Les caractéristiques de notre époque.

Les œuvres d’art sont passées du musée au magazine –en tout cas leur reproduction- puis dans d’autres médias, la télévision, Internet.

Par leurs illustrations, reportages, articles etc…ils  font connaître des pratiques, des objets, des corps qui demeureraient inconnus au plus grand nombre, car lointains donc invisibles.

Le lecteur-spectateur, qui de plus voyage davantage, habitue son regard, le sensibilise aux changements de forme, de couleur, d’agencement. Et de fait il exige un constant renouvellement des œuvres présentées.

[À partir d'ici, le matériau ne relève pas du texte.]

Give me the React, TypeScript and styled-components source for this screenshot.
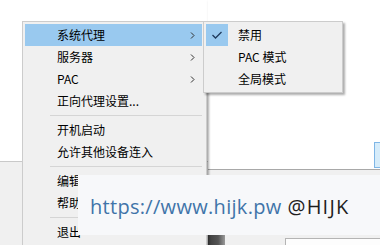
import React from "react";
import styled, { createGlobalStyle } from "styled-components";

const Global = createGlobalStyle`
  html, body { margin: 0; padding: 0; background: #ffffff; }
  body { width: 380px; height: 245px; overflow: hidden; }
`;

const Stage = styled.div`
  position: relative;
  width: 380px;
  height: 245px;
  overflow: hidden;
  display: flex;
  font-family: "Noto Sans CJK SC", "Noto Sans", sans-serif;
`;

const LeftPane = styled.div`
  width: 208px;
  display: flex;
  flex-direction: column;
`;

const WhiteArea = styled.div<{ $h: number; $line: string }>`
  height: ${(p) => p.$h}px;
  background: #ffffff;
  border-bottom: 1px solid ${(p) => p.$line};
  box-shadow: 0 1px 2px rgba(0, 0, 0, 0.08);
  flex: none;
  display: flex;
  justify-content: flex-end;
  align-items: flex-end;
`;

const GrayArea = styled.div`
  flex: 1;
  background: #f0f0f0;
  display: flex;
  align-items: flex-start;
`;

const RightPane = styled.div`
  flex: 1;
  display: flex;
  flex-direction: column;
`;

const BlueTab = styled.div`
  width: 8px;
  height: 24px;
  margin-right: -4px;
  margin-bottom: 1px;
  background: #d6ecfa;
  border: 1px solid #7fb6e6;
`;

const BottomStrip = styled.div`
  display: flex;
  align-items: flex-start;
  padding-top: 64px;
  width: 100%;
`;

const DarkBlock = styled.div`
  width: 17px;
  height: 12px;
  background: linear-gradient(90deg, #3c3c3c 0%, #555 60%, #9a9a9a 100%);
`;

const InputBox = styled.div`
  margin-left: 60px;
  margin-top: 4px;
  flex: 1;
  height: 12px;
  background: #fdfdfd;
  border: 1px solid #b4b4b4;
  border-right: none;
`;

const Menu = styled.div<{ $left: number; $top: number; $width: number }>`
  position: absolute;
  left: ${(p) => p.$left}px;
  top: ${(p) => p.$top}px;
  width: ${(p) => p.$width}px;
  box-sizing: border-box;
  background: #f0f0f0;
  border: 1px solid #cccccc;
  padding: 2px 4px 2px 2px;
  box-shadow: 2px 2px 2px rgba(0, 0, 0, 0.32);
  display: flex;
  flex-direction: column;
`;

const Row = styled.div<{ $active?: boolean }>`
  height: 22px;
  display: flex;
  align-items: center;
  background: ${(p) => (p.$active ? "#99c9ef" : "transparent")};
  font-size: 12px;
  color: #000;
  line-height: 22px;
`;

const IconCol = styled.div<{ $active?: boolean; $w: number }>`
  width: ${(p) => p.$w}px;
  height: 22px;
  flex: none;
  display: flex;
  align-items: center;
  justify-content: center;
  background: ${(p) => (p.$active ? "#99c9ef" : "transparent")};
`;

const Gap = styled.div<{ $w: number }>`
  width: ${(p) => p.$w}px;
  flex: none;
`;

const Label = styled.span`
  flex: 1;
  white-space: nowrap;
`;

const Arrow = styled.span`
  width: 5px;
  margin-right: 7px;
  display: flex;
  align-items: center;
`;

const Separator = styled.div`
  height: 7px;
  display: flex;
  align-items: center;
  padding-left: 25px;
  &::after {
    content: "";
    flex: 1;
    height: 1px;
    background: #d5d5d5;
  }
`;

const Banner = styled.div`
  position: absolute;
  left: 78px;
  top: 175px;
  width: 302px;
  height: 60px;
  box-sizing: border-box;
  background: #f7f8fa;
  display: flex;
  align-items: center;
  padding: 3px 0 0 12px;
  font-family: "Open Sans", "Liberation Sans", sans-serif;
  font-size: 20px;
  white-space: nowrap;
`;

const Link = styled.span`
  color: #3f74a9;
  letter-spacing: 0.3px;
`;

const Handle = styled.span`
  color: #1e1e1e;
  margin-left: 6px;
  letter-spacing: 1.2px;
`;

const Chevron = () => (
  <svg width="5" height="7" viewBox="0 0 5 7">
    <polyline points="1,0.5 4,3.5 1,6.5" fill="none" stroke="#333" strokeWidth="1" />
  </svg>
);

const Check = () => (
  <svg width="12" height="10" viewBox="0 0 12 10">
    <polyline points="1.5,5 4.5,8 10.5,2" fill="none" stroke="#1f3a5c" strokeWidth="1.3" />
  </svg>
);

type Item = { label?: string; sub?: boolean; active?: boolean; sep?: boolean };

const mainItems: Item[] = [
  { label: "系统代理", sub: true, active: true },
  { label: "服务器", sub: true },
  { label: "PAC", sub: true },
  { label: "正向代理设置..." },
  { sep: true },
  { label: "开机启动" },
  { label: "允许其他设备连入" },
  { sep: true },
  { label: "编辑 Python 文件" },
  { label: "帮助" },
  { sep: true },
  { label: "退出" },
];

const subItems = [
  { label: "禁用", checked: true },
  { label: "PAC 模式" },
  { label: "全局模式" },
];

export default function App() {
  return (
    <>
      <Global />
      <Stage>
        <LeftPane>
          <WhiteArea $h={161} $line="#c9c9c9" />
          <GrayArea />
        </LeftPane>
        <RightPane>
          <WhiteArea $h={169} $line="#a8a8a8">
            <BlueTab />
          </WhiteArea>
          <GrayArea>
            <BottomStrip>
              <DarkBlock />
              <InputBox />
            </BottomStrip>
          </GrayArea>
        </RightPane>

        <Menu $left={22} $top={21} $width={185}>
          {mainItems.map((it, i) =>
            it.sep ? (
              <Separator key={i} />
            ) : (
              <Row key={i} $active={it.active}>
                <Gap $w={32} />
                <Label>{it.label}</Label>
                {it.sub && (
                  <Arrow>
                    <Chevron />
                  </Arrow>
                )}
              </Row>
            )
          )}
        </Menu>

        <Menu $left={203} $top={21} $width={140}>
          {subItems.map((it, i) => (
            <Row key={i}>
              <IconCol $w={22} $active={it.checked}>
                {it.checked && <Check />}
              </IconCol>
              <Gap $w={10} />
              <Label>{it.label}</Label>
            </Row>
          ))}
        </Menu>

        <Banner>
          <Link>https://www.hijk.pw</Link>
          <Handle>@HIJK</Handle>
        </Banner>
      </Stage>
    </>
  );
}
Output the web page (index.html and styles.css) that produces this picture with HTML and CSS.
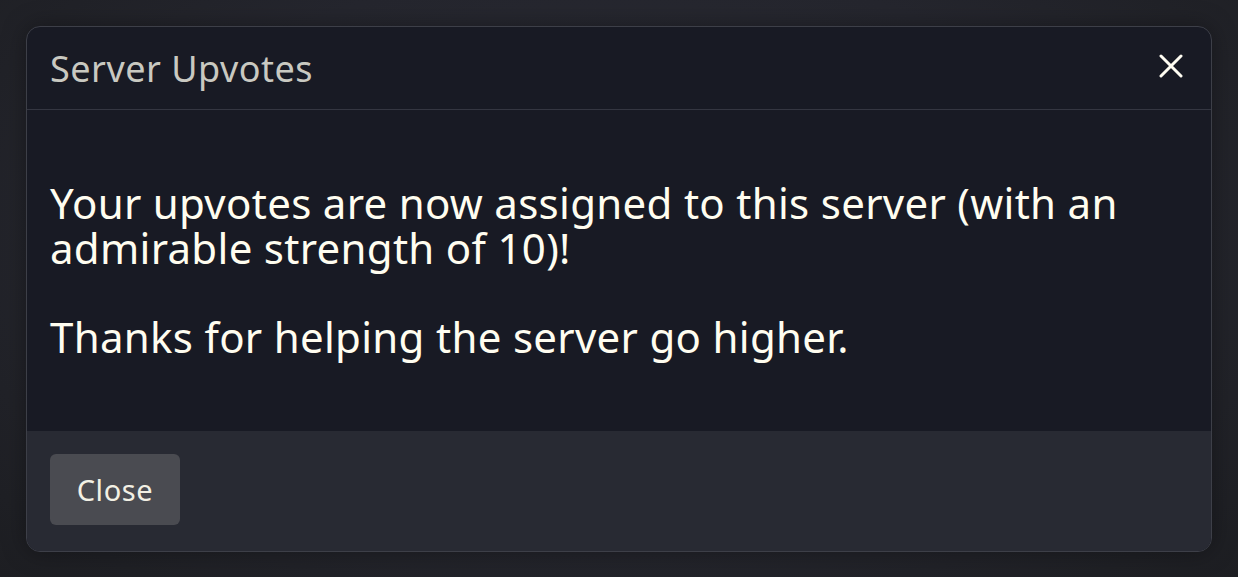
FILE: index.html
```html
<!DOCTYPE html>
<html lang="en">
<head>
	<meta charset="UTF-8">
	<title>Server Upvotes</title>
	<link rel="stylesheet" href="styles.css">
</head>
<body>
	<div class="modal">
		<div class="modal-header">
			<h5 class="modal-title">Server Upvotes</h5>
			<button class="btn-close" type="button" aria-label="Close">
				<svg width="24" height="24" viewBox="0 0 24 24"><path d="M2 2 L22 22 M22 2 L2 22" stroke="#fffdf2" stroke-width="3" stroke-linecap="round"/></svg>
			</button>
		</div>
		<div class="modal-body">
			<p>Your upvotes are now assigned to this server (with an admirable strength of 10)!<br><br>Thanks for helping the server go higher.</p>
		</div>
		<div class="modal-footer">
			<button class="btn" type="button">Close</button>
		</div>
	</div>
</body>
</html>
```

FILE: styles.css
```css
*{margin: 0;padding: 0;box-sizing: border-box;}
body{
	background: radial-gradient(ellipse at 50% 40%, #2b2c35 0%, #25262e 55%, #1d1e22 100%);
	height: 577px;
	padding: 26px;
	font-family: "Noto Sans", "Open Sans", sans-serif;
	overflow: hidden;
}
.modal{
	width: 1186px;
	border: 1px solid #3d3f48;
	border-radius: 14px;
	overflow: hidden;
	background: #181a24;
	box-shadow: 0 0 24px rgba(0,0,0,.35);
}
.modal-header{
	height: 83px;
	display: flex;
	align-items: center;
	justify-content: space-between;
	padding: 0 28px 0 23px;
	border-bottom: 1px solid #343641;
}
.modal-title{
	font-size: 36px;
	font-weight: 400;
	color: #c9c9c1;
	letter-spacing: 0.5px;
}
.btn-close{
	background: none;
	border: 0;
	width: 24px;
	height: 24px;
	margin-top: -4px;
}
.modal-body{
	height: 321px;
	padding: 71px 23px 0;
	color: #fffdf0;
	font-size: 42px;
	line-height: 44.5px;
	letter-spacing: 0.3px;
}
.modal-footer{
	height: 120px;
	background: #282a33;
	padding: 23px 23px;
}
.btn{
	width: 130px;
	height: 71px;
	background: #4a4b51;
	border: 0;
	border-radius: 6px;
	color: #f2f0e4;
	font-family: "Noto Sans", "Open Sans", sans-serif;
	font-size: 29px;
	letter-spacing: 0.6px;
}
```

Les œuvres d’art contemporaines se succèdent alors à un rythme rapide et prennent des directions multiples.  

Quel est  l’art qui rend compte, traduit et réinvente l’expérience sensible et consciente du monde actuel ?

Sauf  si l’on garde une âme d’une autre époque, notre intérêt peut se tourner vers les artistes actuels, innovants, peu ou très détachés de ces modèles ou références ; ils  sont nos miroirs et nous  parlent de nous-mêmes. Ils inventent notre monde culturel. 

Il en va ainsi, notamment, de l’art minimal, conceptuel, du body-art, du street art, ce sont aussi les performances et happenings et désormais les arts  numériques.

Aujourd’hui ce sont des artistes, comme Francis Bacon, par exemple, une exposition vient de lui être consacrée à Paris, qui nous parlent et subjuguent notre imaginaire.

Francis Bacon, dont l’œuvre entre géométrie et tension, entre animalité et humanité, entre souffrance et violence est au goût du jour.

Francis Bacon, Œdipe et le sphinx revisité. Exposition Centre Pompidou, Paris 2019.
Francis Bacon, Œdipe et le sphinx revisité. Exposition Centre Pompidou, Paris 2019.

Francis Bacon, Oedipe et le sphinx revisité. Le tableau se réclame autant d’Ingres que d’Eschyle. Photo Centre Pompidou, Paris 2019.   

L’art contemporain emprunte de nombreuses directions.

César et ses  techniques de compression et décompression des objets 

Ou comment la performance de l’artiste et le happening participent à l’authenticité de l’œuvre.

Julian Schnabel Untitled ( huile, assiettes sur bois) 1987 ; Détournement d’objets usuels à des fins symboliques dans un esprit neo-expressionniste.

Vers quelles pratiques orienter les élèves ?

Nous devons appréhender les arts plastiques comme la compréhension de ce qu’un artiste vivant veut exprimer à ses propres contemporains.

Il s’agit alors de regarder, interroger, interpeller les œuvres d’art contemporaines et les interpréter au regard de toutes les questions d’actualité et de toute notre propre vie matérielle, sociale, morale (nos espoirs, peurs, sentiments, visions du progrès, de la justice, de l’autorité, la présence de la souffrance, du corps, etc…) . Comprendre ce qu’elles nous disent,  veulent nous dire ou nous disent à leur insu. 

Et d’en  interpréter la signification, la finalité, la conscience historique, du monde ou ontologique, les valeurs, moyennant l’analyse, du lien au réel,  de la temporalité etc…

C’est dans ce sens que le professeur peut orienter son enseignement. Il développera les capacités de l’élève, c’est-à-dire ses  connaissances, intelligence et imagination, en partant du principe de l’aspect libre et créatif de sa vie ou de son être psychologiques.

Cet apprentissage passera par un travail artistique théorique et une pratique artistique.

A partir de l’analyse d’œuvres et notamment d’œuvres contemporaines , il s’agira d’abord d’analyser les pratiques artistiques de l’artiste, sa posture et son geste, puis la nature de l’œuvre, son support et sa matérialité, ensuite l’objet, la forme, la couleur et enfin la monstration, l’accrochage.

Chaque œuvre renvoie à une réalité visible et sensible, exprimant d’une manière figurative ou abstraite une vision artistique. 

Cela nous conduira à effectuer un travail sur la démarche et la vision artistique de l’auteur et à un autre travail sur le regard de l’élève spectateur, même des élèves spectateurs, ensemble, dès lors que le dialogue entre les différents élèves fait évoluer le regard de chacun d’eux.

Puis l’élève devra pratiquer, avec une phase de réflexion (voir mes articles « note d’intention » et « « écrit et écrit de l’élève »).

Sa production sera alors le résultat d’un effort personnel dans un cheminement alliant mise en œuvre de connaissances et exploration voire invention de son univers propre.

L’élève augmentera ainsi sa capacité d’invention, sa puissance créatrice et prendra confiance en lui.